** Start of GIVEN INFORMATION **

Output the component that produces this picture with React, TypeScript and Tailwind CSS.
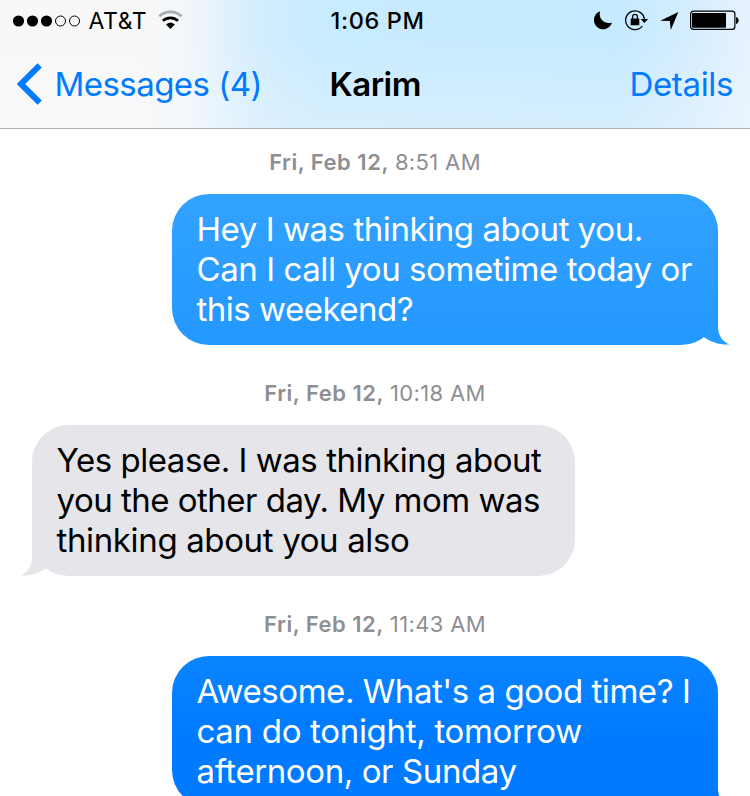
import { clsx } from "clsx";

interface Line {
  text: string;
  spacing: string;
}

interface Message {
  day: string;
  time: string;
  side: "left" | "right";
  bubble: string;
  tail: string;
  lines: Line[];
}

const messages: Message[] = [
  {
    day: "Fri, Feb 12,",
    time: "8:51 AM",
    side: "right",
    bubble: "w-[546px] bg-linear-to-b from-[#32a2ff] to-[#2398ff] text-white",
    tail: "text-[#2499ff]",
    lines: [
      { text: "Hey I was thinking about you.", spacing: "tracking-[-0.44px]" },
      { text: "Can I call you sometime today or", spacing: "tracking-[-0.43px]" },
      { text: "this weekend?", spacing: "tracking-[-0.5px]" },
    ],
  },
  {
    day: "Fri, Feb 12,",
    time: "10:18 AM",
    side: "left",
    bubble: "w-[543px] bg-[#e5e5ea] text-black",
    tail: "text-[#e5e5ea]",
    lines: [
      { text: "Yes please. I was thinking about", spacing: "tracking-[-0.46px]" },
      { text: "you the other day. My mom was", spacing: "tracking-[-0.51px]" },
      { text: "thinking about you also", spacing: "tracking-[-0.36px]" },
    ],
  },
  {
    day: "Fri, Feb 12,",
    time: "11:43 AM",
    side: "right",
    bubble: "w-[546px] bg-linear-to-b from-[#0b84ff] to-[#007aff] to-55% text-white",
    tail: "text-[#007aff]",
    lines: [
      { text: "Awesome. What's a good time? I", spacing: "tracking-[-0.45px]" },
      { text: "can do tonight, tomorrow", spacing: "tracking-[-0.31px]" },
      { text: "afternoon, or Sunday", spacing: "tracking-[-0.4px]" },
    ],
  },
];

const StatusBar = () => {
  return (
    <div className="flex h-10 items-center pl-[13px] pr-[11px]">
      <div className="flex w-[317.5px] items-center">
        <svg className="mt-px" width="68" height="12" viewBox="0 0 68 12">
          <circle cx="5.5" cy="6" r="5.6" />
          <circle cx="19.5" cy="6" r="5.6" />
          <circle cx="33.5" cy="6" r="5.6" />
          <circle cx="47.5" cy="6" r="5" fill="none" stroke="black" />
          <circle cx="61.5" cy="6" r="5" fill="none" stroke="black" />
        </svg>
        <span className="ml-[7.5px] w-[57.5px] pt-0.5 text-[23px] tracking-[0.6px]">AT&amp;T</span>
        <svg className="ml-[12px]" width="26" height="20" viewBox="0 0 26 20">
          <path d="M1.2 6.300C7.800 .5 17 .5 23.600 6.300" fill="none" stroke="#a9adb0" strokeWidth="2.800" />
          <path d="M4.800 10.800c4.500-4 10.700-4 15.200 0" fill="none" stroke="black" strokeWidth="2.800" />
          <path d="M8 14.500c2.600-2.400 6.200-2.400 8.800 0l-4.400 4.500Z" />
        </svg>
      </div>
      <span className="pt-0.5 text-[23.5px] font-medium tracking-[0.65px]">1:06 PM</span>
      <div className="ml-auto flex items-center">
        <svg width="20" height="20" viewBox="0 0 20 20">
          <path d="M7.200 1.300C4.800 8 11 15 19 12.500A9.200 9.200 0 1 1 7.200 1.300Z" />
        </svg>
        <svg className="ml-[11px]" width="25" height="22" viewBox="0 0 25 22">
          <path d="M18.300 17.200A9.400 9.400 0 1 1 20.400 10.500" fill="none" stroke="black" strokeWidth="1.300" />
          <path d="M16.700 10h7.400l-3.700 4Z" />
          <rect x="6.700" y="9.600" width="8.600" height="6.600" rx=".5" />
          <path d="M8.600 10V7.800a2.400 2.400 0 0 1 4.800 0V10" fill="none" stroke="black" strokeWidth="1.300" />
        </svg>
        <svg className="ml-[11px]" width="19" height="20" viewBox="0 0 19 20">
          <path d="M18.300 2 .3 10.700l9.500.2 1 9Z" />
        </svg>
        <svg className="ml-[11px]" width="49" height="20" viewBox="0 0 49 20">
          <rect x=".6" y="1.100" width="44.300" height="18.300" rx="3" fill="none" stroke="black" strokeWidth="1.200" />
          <rect x="2" y="3" width="34" height="14.700" rx=".8" />
          <path d="M46 7c3.500.4 3.500 6.600 0 7Z" />
        </svg>
      </div>
    </div>
  );
};

const NavBar = () => {
  return (
    <div className="flex h-[88px] items-center px-[17px] text-[33px] text-[#007aff]">
      <div className="flex w-[312.5px] items-center">
        <svg width="26" height="42" viewBox="0 0 26 42">
          <path d="M22.700 2.300 4 21l18.700 18.700" fill="none" stroke="currentColor" strokeWidth="6" />
        </svg>
        <span className="ml-[11.5px] whitespace-nowrap pt-0.5 tracking-[-0.55px]">Messages (4)</span>
      </div>
      <h1 className="pt-0.5 font-semibold tracking-[-0.5px] text-black">Karim</h1>
      <span className="ml-auto pt-0.5 tracking-[-0.35px]">Details</span>
    </div>
  );
};

const MessageBubble = ({ message }: { message: Message }) => {
  const right = message.side === "right";
  return (
    <div
      className={clsx(
        "relative h-[151px] rounded-[37px] pl-[24.5px] pt-[15px] text-[33px] leading-[40px]",
        right ? "mr-8 self-end" : "ml-8 self-start",
        message.bubble
      )}
    >
      {message.lines.map((line) => (
        <p key={line.text} className={clsx("whitespace-nowrap", line.spacing)}>
          {line.text}
        </p>
      ))}
      <svg
        className={clsx(
          "absolute bottom-0",
          message.tail,
          right ? "-right-3" : "-left-3 -scale-x-100"
        )}
        width="26"
        height="38"
        viewBox="0 0 26 38"
      >
        <path d="M14 0v19c0 9 4 15.500 11.500 18.500C15.500 38 7 35 0 30.200V24Z" fill="currentColor" />
      </svg>
    </div>
  );
};

const App = () => {
  return (
    <div className="flex h-[796px] w-[750px] flex-col overflow-hidden bg-white font-['Inter','Liberation_Sans',sans-serif]">
      <header className="h-[129px] shrink-0 border-b border-[#b0b3b5] bg-[linear-gradient(to_bottom,rgba(246,249,253,0)_30%,rgba(246,249,253,0.32)),linear-gradient(to_right,#f8f8f8_0px,#f8f8f8_140px,#f3f7fa_185px,#e0f1fd_225px,#d2edfe_260px,#c8ebff_320px,#c6eaff_620px,#d2edff_680px,#e6f2fe_750px)]">
        <StatusBar />
        <NavBar />
      </header>
      <main className="flex flex-col">
        {messages.map((message) => (
          <section key={message.time} className="mb-[15px] flex flex-col">
            <div className="flex h-[65px] items-center justify-center gap-[6px] pt-0.5 text-[22px] text-[#8e8e93]">
              <span className="font-semibold tracking-[0.5px]">{message.day}</span>
              <span className="tracking-[0.35px]">{message.time}</span>
            </div>
            <MessageBubble message={message} />
          </section>
        ))}
      </main>
    </div>
  );
};

export default App;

** End of GIVEN INFORMATION **

* WRITTEN TASK
Return each line from the material above exactly, but not the pictures.

* RESPONSE
Output the component that produces this picture with React, TypeScript and Tailwind CSS.
import { clsx } from "clsx";

interface Line {
  text: string;
  spacing: string;
}

interface Message {
  day: string;
  time: string;
  side: "left" | "right";
  bubble: string;
  tail: string;
  lines: Line[];
}

const messages: Message[] = [
  {
    day: "Fri, Feb 12,",
    time: "8:51 AM",
    side: "right",
    bubble: "w-[546px] bg-linear-to-b from-[#32a2ff] to-[#2398ff] text-white",
    tail: "text-[#2499ff]",
    lines: [
      { text: "Hey I was thinking about you.", spacing: "tracking-[-0.44px]" },
      { text: "Can I call you sometime today or", spacing: "tracking-[-0.43px]" },
      { text: "this weekend?", spacing: "tracking-[-0.5px]" },
    ],
  },
  {
    day: "Fri, Feb 12,",
    time: "10:18 AM",
    side: "left",
    bubble: "w-[543px] bg-[#e5e5ea] text-black",
    tail: "text-[#e5e5ea]",
    lines: [
      { text: "Yes please. I was thinking about", spacing: "tracking-[-0.46px]" },
      { text: "you the other day. My mom was", spacing: "tracking-[-0.51px]" },
      { text: "thinking about you also", spacing: "tracking-[-0.36px]" },
    ],
  },
  {
    day: "Fri, Feb 12,",
    time: "11:43 AM",
    side: "right",
    bubble: "w-[546px] bg-linear-to-b from-[#0b84ff] to-[#007aff] to-55% text-white",
    tail: "text-[#007aff]",
    lines: [
      { text: "Awesome. What's a good time? I", spacing: "tracking-[-0.45px]" },
      { text: "can do tonight, tomorrow", spacing: "tracking-[-0.31px]" },
      { text: "afternoon, or Sunday", spacing: "tracking-[-0.4px]" },
    ],
  },
];

const StatusBar = () => {
  return (
    <div className="flex h-10 items-center pl-[13px] pr-[11px]">
      <div className="flex w-[317.5px] items-center">
        <svg className="mt-px" width="68" height="12" viewBox="0 0 68 12">
          <circle cx="5.5" cy="6" r="5.6" />
          <circle cx="19.5" cy="6" r="5.6" />
          <circle cx="33.5" cy="6" r="5.6" />
          <circle cx="47.5" cy="6" r="5" fill="none" stroke="black" />
          <circle cx="61.5" cy="6" r="5" fill="none" stroke="black" />
        </svg>
        <span className="ml-[7.5px] w-[57.5px] pt-0.5 text-[23px] tracking-[0.6px]">AT&amp;T</span>
        <svg className="ml-[12px]" width="26" height="20" viewBox="0 0 26 20">
          <path d="M1.2 6.300C7.800 .5 17 .5 23.600 6.300" fill="none" stroke="#a9adb0" strokeWidth="2.800" />
          <path d="M4.800 10.800c4.500-4 10.700-4 15.200 0" fill="none" stroke="black" strokeWidth="2.800" />
          <path d="M8 14.500c2.600-2.400 6.200-2.400 8.800 0l-4.400 4.500Z" />
        </svg>
      </div>
      <span className="pt-0.5 text-[23.5px] font-medium tracking-[0.65px]">1:06 PM</span>
      <div className="ml-auto flex items-center">
        <svg width="20" height="20" viewBox="0 0 20 20">
          <path d="M7.200 1.300C4.800 8 11 15 19 12.500A9.200 9.200 0 1 1 7.200 1.300Z" />
        </svg>
        <svg className="ml-[11px]" width="25" height="22" viewBox="0 0 25 22">
          <path d="M18.300 17.200A9.400 9.400 0 1 1 20.400 10.500" fill="none" stroke="black" strokeWidth="1.300" />
          <path d="M16.700 10h7.400l-3.700 4Z" />
          <rect x="6.700" y="9.600" width="8.600" height="6.600" rx=".5" />
          <path d="M8.600 10V7.800a2.400 2.400 0 0 1 4.800 0V10" fill="none" stroke="black" strokeWidth="1.300" />
        </svg>
        <svg className="ml-[11px]" width="19" height="20" viewBox="0 0 19 20">
          <path d="M18.300 2 .3 10.700l9.500.2 1 9Z" />
        </svg>
        <svg className="ml-[11px]" width="49" height="20" viewBox="0 0 49 20">
          <rect x=".6" y="1.100" width="44.300" height="18.300" rx="3" fill="none" stroke="black" strokeWidth="1.200" />
          <rect x="2" y="3" width="34" height="14.700" rx=".8" />
          <path d="M46 7c3.500.4 3.500 6.600 0 7Z" />
        </svg>
      </div>
    </div>
  );
};

const NavBar = () => {
  return (
    <div className="flex h-[88px] items-center px-[17px] text-[33px] text-[#007aff]">
      <div className="flex w-[312.5px] items-center">
        <svg width="26" height="42" viewBox="0 0 26 42">
          <path d="M22.700 2.300 4 21l18.700 18.700" fill="none" stroke="currentColor" strokeWidth="6" />
        </svg>
        <span className="ml-[11.5px] whitespace-nowrap pt-0.5 tracking-[-0.55px]">Messages (4)</span>
      </div>
      <h1 className="pt-0.5 font-semibold tracking-[-0.5px] text-black">Karim</h1>
      <span className="ml-auto pt-0.5 tracking-[-0.35px]">Details</span>
    </div>
  );
};

const MessageBubble = ({ message }: { message: Message }) => {
  const right = message.side === "right";
  return (
    <div
      className={clsx(
        "relative h-[151px] rounded-[37px] pl-[24.5px] pt-[15px] text-[33px] leading-[40px]",
        right ? "mr-8 self-end" : "ml-8 self-start",
        message.bubble
      )}
    >
      {message.lines.map((line) => (
        <p key={line.text} className={clsx("whitespace-nowrap", line.spacing)}>
          {line.text}
        </p>
      ))}
      <svg
        className={clsx(
          "absolute bottom-0",
          message.tail,
          right ? "-right-3" : "-left-3 -scale-x-100"
        )}
        width="26"
        height="38"
        viewBox="0 0 26 38"
      >
        <path d="M14 0v19c0 9 4 15.500 11.500 18.500C15.500 38 7 35 0 30.200V24Z" fill="currentColor" />
      </svg>
    </div>
  );
};

const App = () => {
  return (
    <div className="flex h-[796px] w-[750px] flex-col overflow-hidden bg-white font-['Inter','Liberation_Sans',sans-serif]">
      <header className="h-[129px] shrink-0 border-b border-[#b0b3b5] bg-[linear-gradient(to_bottom,rgba(246,249,253,0)_30%,rgba(246,249,253,0.32)),linear-gradient(to_right,#f8f8f8_0px,#f8f8f8_140px,#f3f7fa_185px,#e0f1fd_225px,#d2edfe_260px,#c8ebff_320px,#c6eaff_620px,#d2edff_680px,#e6f2fe_750px)]">
        <StatusBar />
        <NavBar />
      </header>
      <main className="flex flex-col">
        {messages.map((message) => (
          <section key={message.time} className="mb-[15px] flex flex-col">
            <div className="flex h-[65px] items-center justify-center gap-[6px] pt-0.5 text-[22px] text-[#8e8e93]">
              <span className="font-semibold tracking-[0.5px]">{message.day}</span>
              <span className="tracking-[0.35px]">{message.time}</span>
            </div>
            <MessageBubble message={message} />
          </section>
        ))}
      </main>
    </div>
  );
};

export default App;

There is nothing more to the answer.